Ogiso Toshinobu
National Institute for Japanese Language and Linguistics. Professor

『日本語歴史コーパス』 ver. 2018.9




“Corpus of historical Japanese” ver. 2018.9

At the National Institute for Japanese Language Studies, we are constructing the "Corpus of Historical Japanese " as a diachronic corpus where you can study the history of Japanese from the Nara period to the Meiji and Taisho eras. This corpus enables advanced search by annotating word information to the whole sentence. It can be used online through the search service "Chunagon" (https://chunagon.ninjal.ac.jp) for free of charge.

So far, we have corpused materials from each era, from Manyoshu in the Nara period to magazines in the Meiji and Taisho era. Every year, we publish 2 to 3 sub-corpora: in March this year, we published "Muromachi period series II Christian materials" and "Edo period series I Sharebon". In addition, we are planning to publish Kokutei-tokuhon (national book reader) in this September.
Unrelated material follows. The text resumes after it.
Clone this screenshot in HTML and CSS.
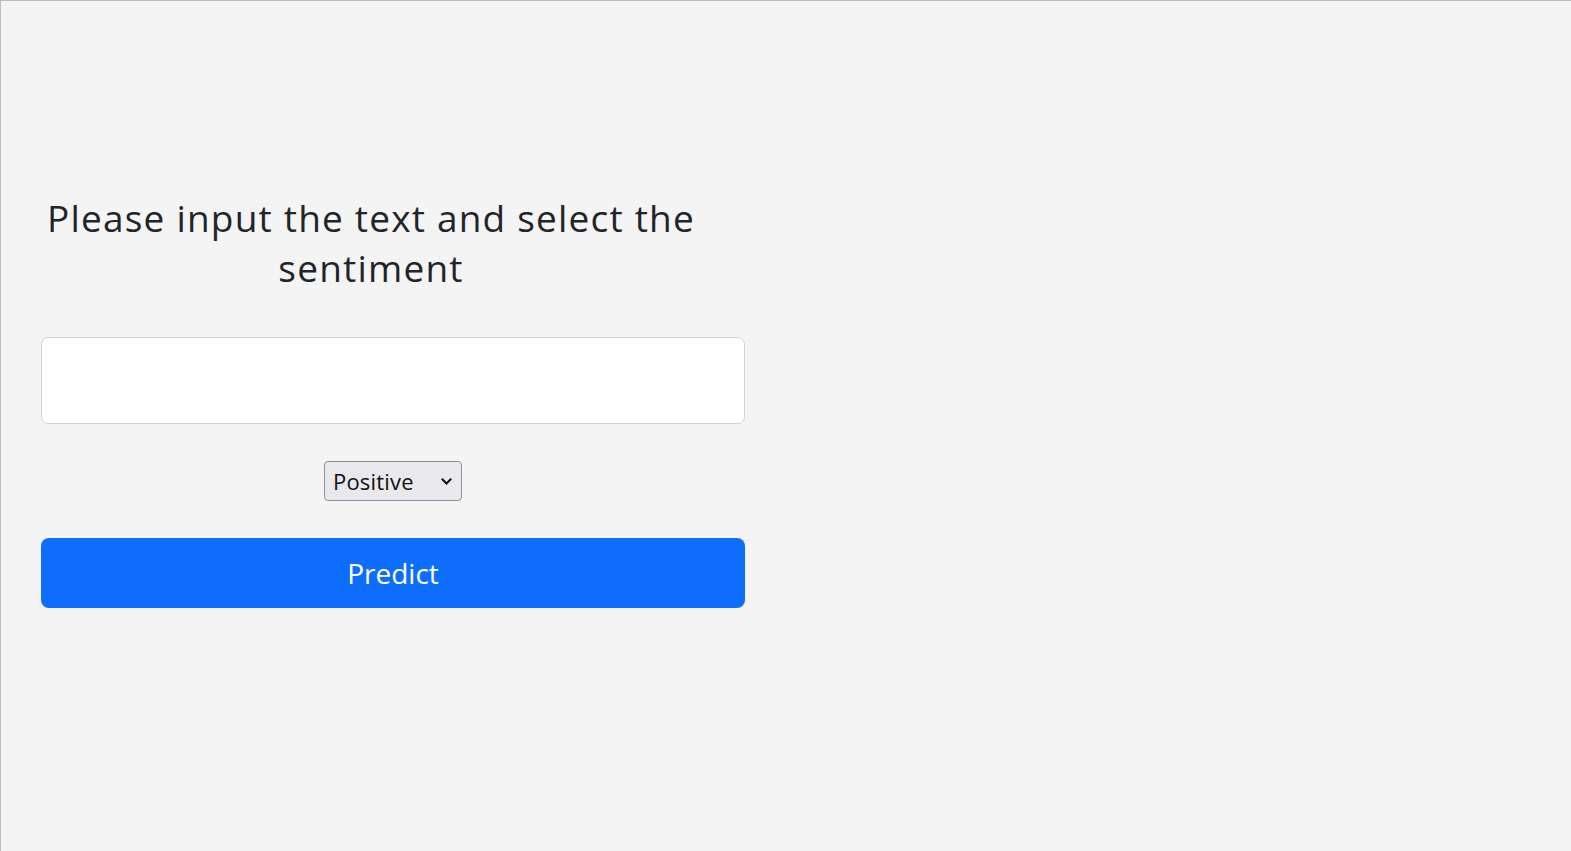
FILE: index.html
```html
<!DOCTYPE html>
<html lang="en">
<head>
<meta charset="utf-8">
<title>Sentiment</title>
<link rel="stylesheet" href="styles.css">
</head>
<body>
<div class="page">
  <div class="panel">
    <h2 class="title">Please input the text and select the sentiment</h2>
    <form class="form">
      <input class="text-input" type="text" aria-label="Text">
      <div class="select-row">
        <span class="select-wrap">
          <select class="sentiment-select" aria-label="Sentiment">
            <option>Positive</option>
            <option>Negative</option>
          </select>
          <svg class="chevron" width="13" height="9" viewBox="0 0 13 9"><path d="M1.8 1.8 L6.5 6.5 L11.2 1.8" fill="none" stroke="#111" stroke-width="2"/></svg>
        </span>
      </div>
      <button class="predict-btn" type="button">Predict</button>
    </form>
  </div>
</div>
</body>
</html>
```
FILE: styles.css
```css
html, body {
  margin: 0;
  padding: 0;
  height: 100%;
}
body {
  font-family: "Open Sans", "Noto Sans", sans-serif;
  color: #212529;
  background: #f4f4f4;
}
.page {
  box-sizing: border-box;
  min-height: 100vh;
  border-top: 1px solid #bdbdbd;
  border-left: 1px solid #bdbdbd;
  background: #f4f4f4;
  padding-top: 192px;
}
.panel {
  width: 744px;
}
.title {
  width: 740px;
  margin: 0;
  text-align: center;
  font-weight: 400;
  font-size: 37px;
  line-height: 50px;
  letter-spacing: 1.2px;
}
.form {
  padding-left: 40px;
  padding-top: 44px;
  display: flex;
  flex-direction: column;
  gap: 37px;
}
.text-input {
  box-sizing: border-box;
  width: 704px;
  height: 87px;
  margin: 0;
  border: 1px solid #ced4da;
  border-radius: 7px;
  background: #fff;
  font-family: inherit;
  font-size: 24px;
  padding: 0 16px;
  outline: none;
}
.select-row {
  width: 704px;
  display: flex;
  justify-content: center;
}
.select-wrap {
  position: relative;
  display: inline-block;
}
.sentiment-select {
  box-sizing: border-box;
  appearance: none;
  -webkit-appearance: none;
  width: 138px;
  height: 40px;
  margin: 0;
  padding: 0 0 0 8px;
  border: 1px solid #8f8f9d;
  border-radius: 4px;
  background: #e9e9ed;
  color: #111;
  font-family: inherit;
  font-size: 22px;
  letter-spacing: 0.2px;
}
.chevron {
  position: absolute;
  right: 9px;
  top: 16px;
  pointer-events: none;
}
.predict-btn {
  box-sizing: border-box;
  width: 704px;
  height: 70px;
  margin: 0;
  border: none;
  border-radius: 8px;
  background: #0d6efd;
  color: #fff;
  font-family: inherit;
  font-size: 28px;
  letter-spacing: 0;
  cursor: pointer;
}
```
In this presentation, we report on the features of this corpus and the latest information of construction. In addition, we will explain the value of the newly released material and its usage. Specifically, we will explain the "Christian materials" which includes original Portuguese Roman alphabet text and Kanji-Kana Japanese text, and "Sharebon" and "Kokutei-tokuhon" linked with original text image data on the Internet.